08/11/2025
Falamos muito sobre espiritualidade. Mas poucas pessoas sabem o que ela realmente é. Não é algo doce. Não é algo bonito. E certamente não é algo para ser compartilhado no Instagram...
A espiritualidade não é um refúgio. É um fogo. Um fogo que consome tudo o que pensávamos ser. Que queima as falsas aparências, os discursos bonitos e as identidades douradas que fomos ensinado a adoptar.
Não é uma fuga para a luz. É uma descida ao ventre do mundo, nos redutos da nossa humanidade, onde não podemos mais fingir.
Achamos que estamos a despertar... Mas o despertar não é flutuar acima da vida. É sentir mais, com mais intensidade, é chorar mais frequentemente, é sentir a beleza até na dor.
É ajoelhar-se diante da vida tal como ela é - injusta, perturbadora, paradoxal - e escolher amar mesmo assim.
A verdadeira espiritualidade não é uma máscara de serenidade. É a travessia nua do nosso caos interior. Ela exige que olhemos para tudo: a nossa inveja, o nosso medo, a nossa raiva, as nossas feridas não cicatrizadas...
Não para se livrar delas a qualquer custo, mas para reconhecê-las como mestres. Ela convida a não fugir mais na positividade, a parar de disfarçar a nossa sombra sob o pretexto de luz.
A luz não está acima - ela está no centro. No olho do furacão. No lugar exato onde não queremos ir.
A espiritualidade não tem nada a ver com uma mise-en-scène. Ela é oferecida sem glória ou coroa, mas com o despojamento mais puro.
Ela tira-nos as certezas, as afiliações, as ilusões de controle. Ela despoja-nos até que não sejamos mais nada - e é lá, apenas lá, que ela nos devolve à nossa verdadeira grandeza: a do sopro que sabe que está unido ao Todo.
Não podemos confundir o comercial com o sagrado. O sagrado não procura seduzir. Ele exige. Ele pede um coração nu, uma mente lúcida, uma integridade sem disfarces.
Ele não nos diz "tudo é amor" - ele pergunta: "ainda ama quando tudo se desmorona?"
O sagrado é aquele momento em que já não existem mais respostas, em que não sabemos mais rezar, e ainda assim estendemos as mãos para o céu.
É aqui que começa a verdadeira fé: na perda, não no conforto.

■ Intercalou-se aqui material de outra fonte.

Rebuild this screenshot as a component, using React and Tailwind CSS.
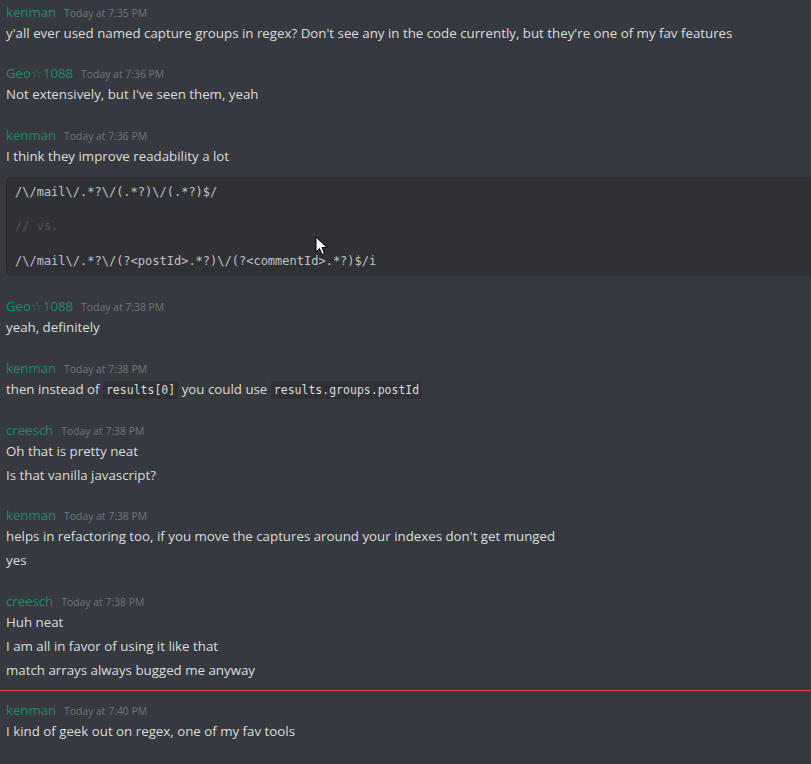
const groups = [
  { name: "kenman", time: "Today at 7:35 PM", lines: ["y'all ever used named capture groups in regex? Don't see any in the code currently, but they're one of my fav features"] },
  { name: "Geo☆1088", time: "Today at 7:36 PM", lines: ["Not extensively, but I've seen them, yeah"] },
  { name: "kenman", time: "Today at 7:36 PM", lines: ["I think they improve readability a lot"], code: true },
  { name: "Geo☆1088", time: "Today at 7:38 PM", lines: ["yeah, definitely"] },
  { name: "kenman", time: "Today at 7:38 PM", lines: ["inline"] },
  { name: "creesch", time: "Today at 7:38 PM", lines: ["Oh that is pretty neat", "Is that vanilla javascript?"] },
  { name: "kenman", time: "Today at 7:38 PM", lines: ["helps in refactoring too, if you move the captures around your indexes don't get munged", "yes"] },
  { name: "creesch", time: "Today at 7:38 PM", lines: ["Huh neat", "I am all in favor of using it like that", "match arrays always bugged me anyway"] },
  { name: "kenman", time: "Today at 7:40 PM", lines: ["I kind of geek out on regex, one of my fav tools"], divider: true },
];

const mono = { fontFamily: '"DejaVu Sans Mono", "Liberation Mono", monospace' };

function Inline({ children }) {
  return (
    <code className="rounded-[3px] bg-[#2f3136] px-[3px] py-[2px] text-[11.5px] leading-[16px] text-[#dcddde]" style={mono}>
      {children}
    </code>
  );
}

function CodeBlock() {
  return (
    <div className="pt-[9px] pb-[1px]">
      <div className="w-[820px] rounded-[5px] border border-[#282b30] bg-[#2f3136] px-[8px] py-[5.5px] text-[12px] leading-[17.25px] text-[#c0c2c5]" style={mono}>
        <div>/\/mail\/.*?\/(.*?)\/(.*?)$/</div>
        <div>&nbsp;</div>
        <div className="text-[#4f545c]">// vs.</div>
        <div>&nbsp;</div>
        <div>/\/mail\/.*?\/(?&lt;postId&gt;.*?)\/(?&lt;commentId&gt;.*?)$/i</div>
      </div>
    </div>
  );
}

function Group({ g }) {
  return (
    <div className="px-[6px]">
      <div className="flex h-[17px] items-baseline gap-[8px] leading-[17px]">
        <span className="text-[13.2px] text-[#1f8b6d]">{g.name}</span>
        <span className="text-[10.4px] text-[#72767d]">{g.time}</span>
      </div>
      {g.lines.map((l, i) => (
        <div key={i} className="h-[24px] text-[13.3px] leading-[24px] text-[#dcddde]">
          {l === "inline" ? (
            <>
              then instead of <Inline>results[0]</Inline> you could use <Inline>results.groups.postId</Inline>
            </>
          ) : (
            l
          )}
        </div>
      ))}
      {g.code && <CodeBlock />}
    </div>
  );
}

export default function App() {
  return (
    <div className="relative h-[764px] w-[811px] overflow-hidden bg-[#36393f]" style={{ fontFamily: '"Open Sans", "Noto Sans", sans-serif' }}>
      <div className="pt-[3.5px]">
        {groups.map((g, i) => (
          <div key={i} className={i === 0 || g.divider ? "" : "mt-[20.75px]"}>
            {g.divider && <div className="mt-[7.5px] mb-[11.5px] h-[1px] bg-[#f04747]" />}
            <Group g={g} />
          </div>
        ))}
      </div>
      <svg className="absolute left-[315px] top-[236px]" width="13" height="20" viewBox="0 0 13 20">
        <path d="M1 1 L1 16 L4.5 12.5 L7 18.5 L9.5 17.5 L7 11.5 L12 11.5 Z" fill="#fff" stroke="#000" strokeWidth="1" />
      </svg>
    </div>
  );
}
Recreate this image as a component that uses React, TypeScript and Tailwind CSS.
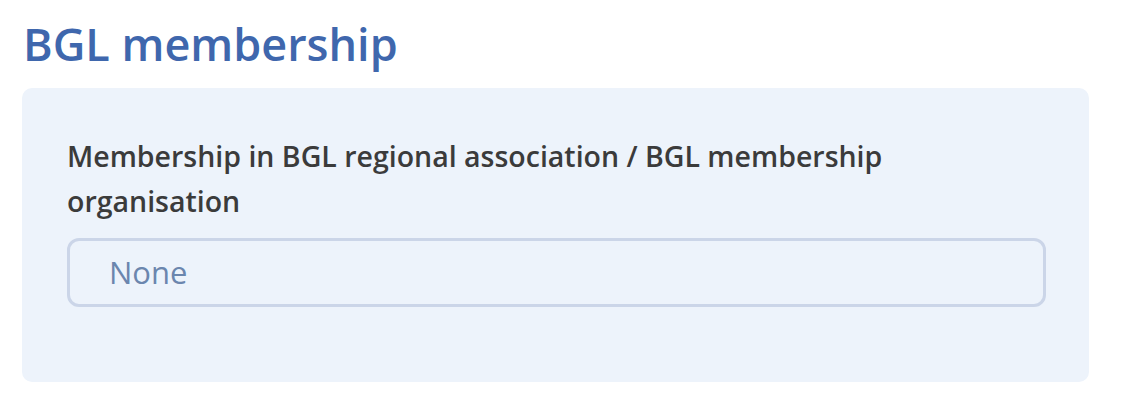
export default function App() {
  return (
    <div className="w-[1130px] h-[416px] bg-white px-[22px] pt-[14px] font-['Open_Sans',sans-serif]">
      <h1 className="text-[45px] leading-[60px] font-semibold text-[#3f67ad] pl-[1px]">BGL membership</h1>
      <div className="mt-[14px] w-[1067px] h-[294px] rounded-[10px] bg-[#edf3fb] pl-[45px] pr-[44px] pt-[46px]">
        <label className="block text-[28.5px] leading-[45px] font-semibold text-[#3b3b3b]">
          Membership in BGL regional association / BGL membership organisation
        </label>
        <div className="mt-[14px] h-[69px] w-[979px] rounded-[12px] border-[3px] border-[#cbd5e8] flex items-center pl-[39px] text-[31px] text-[#6b86ae]">
          None
        </div>
      </div>
    </div>
  )
}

A espiritualidade não é uma coleção de rituais. É o sopro de vida que colocamos em cada um deles. Não é o cristal, mas a intenção. Não é a Sálvia mas a presença. Não é a forma, mas a vibração.
E, acima de tudo, não é um título, nem uma postura, nem um papel social. É um lembrete do essencial.
Uma oração que vive na carne, nos nossos olhares, nos nossos gestos, nos nossos silêncios.
A verdadeira espiritualidade ensina a não contar mais histórias. A parar de "tentar ser luminoso" e simplesmente ser verdadeiro.
Ela traz-nos de volta à nossa natureza cíclica, à nossa dualidade, à nossa poeira, à sabedoria imemorial do Vivente que se conhece através de nós.
E quando o ego tenta retomar o controle, quando ele quer ainda parecer sábio, iluminado, superior, então o sopro do sagrado sussurra:
"Cale-te. Ama. Respira. Escuta."
Porque a espiritualidade nunca foi uma ascensão. É uma descida. Uma descida na carne, no coração e no mundo.
É a arte de permanecer conectado à Fonte no meio do tumulto e da poeira.
É a coragem de permanecer aberto na tempestade. De estender a mão ao outro quando ele treme. De falar a verdade, quando é mais simples o silêncio.
E de rezar sem testemunhas, apenas porque a nossa alma o exige.
A espiritualidade não é tornar-se luz, é parar de fugir da escuridão. É caminhar descalço na lama do mundo, com o coração aberto, até que a vida em si reconheça o nosso fogo.
Hoje, não vamos tentar elevar. Vamos descer. Descer até a raiz do nosso ser. É lá, na profundidade, que a luz nos espera - aquela que ninguém nos ensinou, mas que a nossa alma nunca esqueceu.